Manifestos há muitos
O último andar da escola contém a instalação-performance ABC Manifesto Corporation Writers and Consultants, do disturbATI collective. É aqui que os membros deste colectivo de Roma, que se vestem e falam como vendedores de uma multinacional, dão a cada visitante um cesto de compras e o convidam a fazer o seu manifesto, escolhendo o que defende, o que odeia e um manifesto do passado para inspiração. Depois de vários outros testes terá de gritar, perante uma câmara, o manifesto criado “automaticamente” para si. A seguir o texto é destruído. A experiência é tão disparatada quanto desconfortável, tão irónica quanto inteligente. Ao misturar o absurdo dos dadaístas e a violência dos futuristas com a lógica da criatividade individual e a cultura de sucesso neoliberal, este manifesto faz uma crítica audaz a todos os outros e à própria bienal, isto sem deixar de manter, como diz um dos membros do colectivo, Matteo Locci, “a noção de que, tal como o próprio capitalismo, a bienal incorpora e se alimenta da sua própria crítica”.
Por muito alto que sejam gritados, a maioria dos manifestos não tem qualquer consequência. Para que serve então esta bienal? Uma resposta à pergunta está talvez na tabela que define o processo curatorial, a qual opõe critérios para o que constitui um manifesto – e uma ideia de design – do passado e do futuro: texto escrito/sistema aberto, opositivo/propositivo, imperativo/discursivo, utópico/enraizado na vida quotidiana, exclusivo/colectivo.

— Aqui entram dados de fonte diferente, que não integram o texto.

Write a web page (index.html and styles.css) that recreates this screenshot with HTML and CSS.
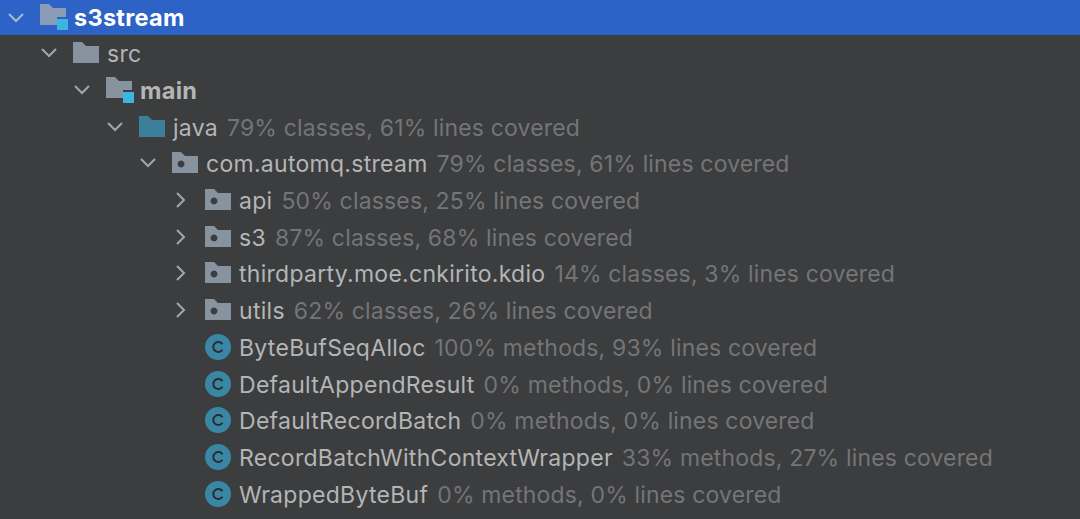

Apesar do seu título vacilante, esta bienal serve assim para pensar no design não como uma disciplina que inventa ou ajuda a vender mais coisas, casas e palácios, mas como uma actividade que oferece mais resistência do que resignação, mais consciência do que alienação, mais dúvidas do que certezas. Tendo em conta o que se constrói (e não constrói) à sua volta, oferece também algo ainda mais importante para o futuro: esperança.